Dengan demikian, di kampus-kampus besar itu tidak ditemukan fenomena inbreeding depression. Maka, wajar bila
universitas-universitas tersebut semakin maju dan berkembang.
Kampus-kampus
di daerah pada tahap awal pembentukannya tidak mengalami dipresi inbreeding karena
calon-calon dosen pada saat itu dikirim sekolah ke PT pembina di Pulau Jawa
melalui program afiliasi. Setelah mereka lulus sarjana dari PT di Jawa kemudian
mendapat tugas belajar di beberapa negara. Dengan demikian keragaman dosen di
PT daerah akan terjamin. Saat ini, program afiliasi sudah tidak ada lagi dengan
asumsi PT di daerah sudah siap berkembang sendiri. Bahkan PT tersebut sudah
mendapat izin menjalankan program pascasarjana sampai ke tingkat doktor.

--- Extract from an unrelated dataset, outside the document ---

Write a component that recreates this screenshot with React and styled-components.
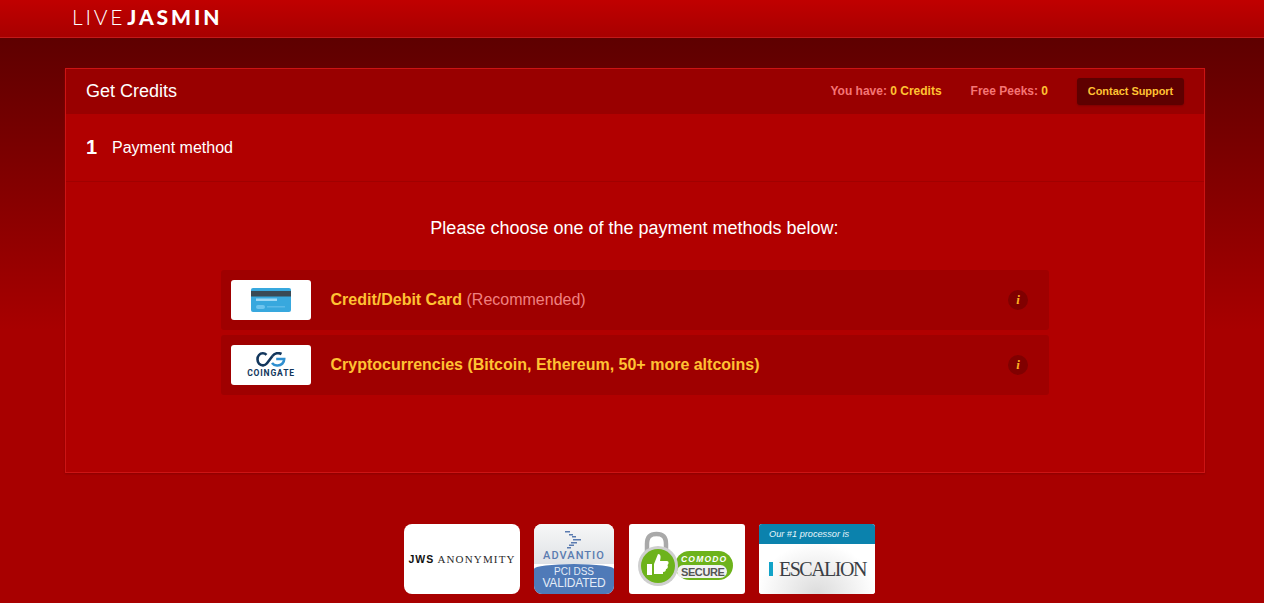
import React from 'react';
import styled, { createGlobalStyle } from 'styled-components';

const Global = createGlobalStyle`
  html, body { margin: 0; padding: 0; height: 603px; overflow: hidden; }
  body { font-family: "Liberation Sans", Arial, sans-serif; background: linear-gradient(to bottom, #5e0000 38px, #a80000 330px); color: #fff; }
`;
const Page = styled.div`height: 603px; overflow: hidden;`;
const TopBar = styled.header`
  height: 37px; padding-left: 72px; display: flex; align-items: flex-start;
  background: linear-gradient(to bottom, #c00000, #a80000); border-bottom: 1px solid #c21a1a;
`;
const Logo = styled.div`
  display: flex; margin-top: 7px; font-family: Lato, sans-serif; font-size: 21px; line-height: 20px; color: #fff;
`;
const LogoThin = styled.span`font-weight: 300; letter-spacing: 2.800px; margin-right: 2px;`;
const LogoBold = styled.span`font-weight: 900; letter-spacing: 2.900px;`;
const Main = styled.div`padding: 30px 59px 0 65px;`;
const Panel = styled.section`
  height: 405px; box-sizing: border-box; border: 1px solid #cc1414; background: #b10000;
  display: flex; flex-direction: column; box-shadow: 0 1px 2px #8a0000;
`;
const PanelHead = styled.div`
  height: 45px; flex: none; background: #990000; display: flex; align-items: center; justify-content: space-between;
  padding: 0 20px;
`;
const PanelTitle = styled.h1`margin: 0; font-size: 18px; font-weight: 400; color: #fff;`;
const Stats = styled.div`display: flex; align-items: center;`;
const Stat = styled.span`font-size: 12px; font-weight: 700; color: #f57575; margin-right: 29px; position: relative; top: -1px; b { color: #ffc233; }`;
const SupportBtn = styled.button`
  width: 107px; height: 27px; padding: 0 0 2px; border: 0; border-radius: 3px; background: #5e0000;
  box-shadow: 0 1px 2px #7d0000;
  font: 700 11px "Liberation Sans", Arial, sans-serif; letter-spacing: -.05px; color: #ffc233;
`;
const StepRow = styled.div`
  height: 68px; flex: none; box-sizing: border-box; border-bottom: 1px solid #a00000;
  display: flex; align-items: center; padding: 0 20px;
`;
const StepNum = styled.span`width: 26px; font-size: 20px; font-weight: 700; color: #fff;`;
const StepLabel = styled.span`font-size: 16px; line-height: 20px; color: #fff;`;
const Heading = styled.h2`
  margin: 36px 0 31px; padding-right: 1px; text-align: center; font-size: 18px; line-height: 21px; font-weight: 400; color: #fff;
`;
const Methods = styled.div`display: flex; flex-direction: column; gap: 5px; margin: 0 155px;`;
const Method = styled.div`
  height: 60px; box-sizing: border-box; background: #9f0000; border-radius: 3px; display: flex; align-items: center;
  padding: 0 21px 0 10px;
`;
const Thumb = styled.div`
  width: 80px; height: 40px; background: #fff; border-radius: 3px; display: flex; flex-direction: column;
  align-items: center; justify-content: center; flex: none;
`;
const MethodText = styled.div`
  flex: 1; margin-left: 19.500px; font-size: 16px; font-weight: 700; color: #ffc233;
  span { font-weight: 400; color: #f08080; }
`;
const Info = styled.span`
  width: 20px; height: 20px; border-radius: 50%; background: #800000; display: flex; align-items: center; justify-content: center;
  font: italic 700 13px "Liberation Serif", serif; color: #ffb020;
`;
const CoinWord = styled.span`font: 700 8.500px/9px Roboto, sans-serif; letter-spacing: .85px; color: #12365c; margin-top: 2px;`;
const Badges = styled.div`display: flex; justify-content: center; margin-top: 51px; padding-left: 9px;`;
const Badge = styled.div`
  width: ${p => p.$w}px; height: 70px; margin-right: ${p => p.$gap}px; border-radius: ${p => p.$r}px; background: #fff; overflow: hidden;
  display: flex; flex-direction: column; align-items: center; justify-content: center; flex: none;
`;
const Jws = styled.div`font: 400 11px "Liberation Serif", serif; letter-spacing: 1.150px; color: #2a2a2a; white-space: nowrap; b { font: 700 10.500px "Liberation Sans", sans-serif; letter-spacing: 1px; color: #111; }`;
const AdvTop = styled.div`
  flex: 1; width: 100%; background: linear-gradient(#f7f7f7, #dfe2e6); display: flex; flex-direction: column; align-items: center; justify-content: space-between;
  padding-top: 7px; box-sizing: border-box;
`;
const AdvName = styled.div`font: 500 11px Roboto, sans-serif; letter-spacing: 1.050px; color: #5a7bb0; margin-bottom: 2px;`;
const AdvBottom = styled.div`
  width: 100%; height: 31px; background: #4f7ab8; border-radius: 50% 50% 0 0 / 5px 5px 0 0; color: #e4ecf7; text-align: center;
`;
const AdvSmall = styled.div`font: 400 10px/11px "Liberation Sans", sans-serif; margin-top: 2px;`;
const AdvBig = styled.div`font: 400 12px/13px "Liberation Sans", sans-serif; letter-spacing: -.2px;`;
const EscTop = styled.div`
  width: 100%; height: 20px; background: #0b82ad; color: #e8f6fb; font: italic 400 9.200px/20px "Liberation Sans", sans-serif; padding-left: 10px; box-sizing: border-box;
`;
const EscBody = styled.div`
  flex: 1; width: 100%; background: radial-gradient(ellipse at 50% 100%, #dcdcdc, #fff 72%); display: flex; align-items: center; padding-left: 10px; box-sizing: border-box; gap: 6px;
`;
const EscMark = styled.i`width: 4px; height: 14px; background: #12a3c8;`;
const EscName = styled.span`font: 400 20px "Liberation Serif", serif; letter-spacing: -1.500px; color: #3b3f45;`;

const CardIcon = () => (
  <svg width="40" height="24" viewBox="0 0 40 24">
    <rect width="40" height="24" rx="2" fill="#38a8de" />
    <rect y="3" width="40" height="5.500" fill="#3a4a55" />
    <rect x="5" y="10.500" width="21" height="2.500" fill="#9ed8f5" />
    <rect x="5" y="17" width="9" height="4" rx="2" fill="#6ec4ee" />
    <rect x="16" y="18" width="18" height="1.500" fill="#5cb9e8" />
  </svg>
);
const CoinIcon = () => (
  <svg width="30" height="15" viewBox="0 0 30 15" fill="none" strokeWidth="2.600">
    <path d="M10.500 2.800C8.500.8 5 .8 3 3 1 5.200 1 9.500 3 11.700c2.300 2.400 6 2.200 8-.4L16.500 4" stroke="#12365c" />
    <path d="M16.500 4c2-2.800 6-3.600 9-2" stroke="#12365c" />
    <path d="M16 11c2.300 3 7.500 3.400 10.200.8 1.400-1.300 2-2.800 2-4.800h-8" stroke="#2f8fd0" />
  </svg>
);
const AdvIcon = () => (
  <svg width="18" height="18" viewBox="0 0 18 18" fill="#5a7bb0">
    <rect x="0" y="0" width="5" height="1.500" /><rect x="4" y="3" width="4" height="1.500" /><rect x="7" y="5" width="4" height="1.500" />
    <rect x="8" y="8" width="8" height="1.500" /><rect x="6" y="11" width="6" height="1.500" /><rect x="4" y="13.500" width="5" height="1.500" /><rect x="2" y="16" width="4" height="1.500" />
  </svg>
);
const ComodoSeal = () => (
  <svg width="116" height="70" viewBox="0 0 116 70">
    <path d="M18 30V20C18 12 22 10 27.500 10S37 12 37 20v10" fill="none" stroke="#a9a9a9" strokeWidth="4.500" />
    <rect x="46" y="27" width="58" height="29" rx="14.500" fill="#6db31b" />
    <rect x="48" y="41" width="50" height="13" rx="6.500" fill="#f2f2f2" />
    <circle cx="29" cy="42" r="20" fill="#cfcfcf" />
    <circle cx="29" cy="42" r="17" fill="#6db31b" />
    <path d="M18 40h5v11h-5zM25 40l4-10c3 0 3 3 2 7h7c2 0 2 3 .5 4 1 2 0 4-1.500 4 0 2-1 3-3 3v2H25z" fill="#fff" />
    <text x="52" y="38" fontFamily="Liberation Sans" fontWeight="700" fontStyle="italic" fontSize="8.500" letterSpacing="1.200" fill="#fff">COMODO</text>
    <text x="52" y="51.500" fontFamily="Liberation Sans" fontWeight="700" fontSize="11" letterSpacing="-.4" fill="#555">SECURE</text>
  </svg>
);

export default function App() {
  return (
    <Page>
      <Global />
      <TopBar><Logo><LogoThin>LIVE</LogoThin><LogoBold>JASMIN</LogoBold></Logo></TopBar>
      <Main>
        <Panel>
          <PanelHead>
            <PanelTitle>Get Credits</PanelTitle>
            <Stats>
              <Stat>You have: <b>0 Credits</b></Stat>
              <Stat>Free Peeks: <b>0</b></Stat>
              <SupportBtn>Contact Support</SupportBtn>
            </Stats>
          </PanelHead>
          <StepRow><StepNum>1</StepNum><StepLabel>Payment method</StepLabel></StepRow>
          <Heading>Please choose one of the payment methods below:</Heading>
          <Methods>
            <Method>
              <Thumb><CardIcon /></Thumb>
              <MethodText>Credit/Debit Card <span>(Recommended)</span></MethodText>
              <Info>i</Info>
            </Method>
            <Method>
              <Thumb><CoinIcon /><CoinWord>COINGATE</CoinWord></Thumb>
              <MethodText>Cryptocurrencies (Bitcoin, Ethereum, 50+ more altcoins)</MethodText>
              <Info>i</Info>
            </Method>
          </Methods>
        </Panel>
        <Badges>
          <Badge $w={116} $gap={14} $r={8}><Jws><b>JWS</b> ANONYMITY</Jws></Badge>
          <Badge $w={80} $gap={15} $r={8}>
            <AdvTop><AdvIcon /><AdvName>ADVANTIO</AdvName></AdvTop>
            <AdvBottom><AdvSmall>PCI DSS</AdvSmall><AdvBig>VALIDATED</AdvBig></AdvBottom>
          </Badge>
          <Badge $w={116} $gap={14} $r={3}><ComodoSeal /></Badge>
          <Badge $w={116} $gap={0} $r={3}>
            <EscTop>Our #1 processor is</EscTop>
            <EscBody><EscMark /><EscName>ESCALION</EscName></EscBody>
          </Badge>
        </Badges>
      </Main>
    </Page>
  );
}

Peluang terjadinya inbreeding menjadi tinggi, yakni semakin banyak
dosen yang lulus S-1 sampai S-3 dari almamaternya. Lama-kelamaan terjadilah dipresi inbreeding dan
dosen-dosen yang sudah menyandang gelar doktor akan mengejar posisi-posisi
struktural.
Fenomena
dipresi inbreeding di
universitas tidak bisa dianggap enteng, karena efeknya akan ke mana-mana. Para
eksekutif PT harus mulai hati-hati dengan persoalan ini sejak dini. Bila mereka
tidak menganggap ini persoalan besar, berarti sedang mempersiapkan keruntuhan
PT untuk tidak lagi menjadi tempat mendidik para agent of
change (agen perubahan). Begitu juga Direktorat Jenderal Pendidikan Tinggi
harus mulai membuat pemetaan kondisi dosen PT di Indonesia. Dari data ini dapat
dihitung koefisien inbreedingsebuah PT. Bilamana koefisien itu sudah
melewati ambang tertentu, berarti sedang menjurus ke situasi dipresi inbreeding. Ini cukup berbahaya bagi
masa depan PT, sains dan teknologi di Indonesia.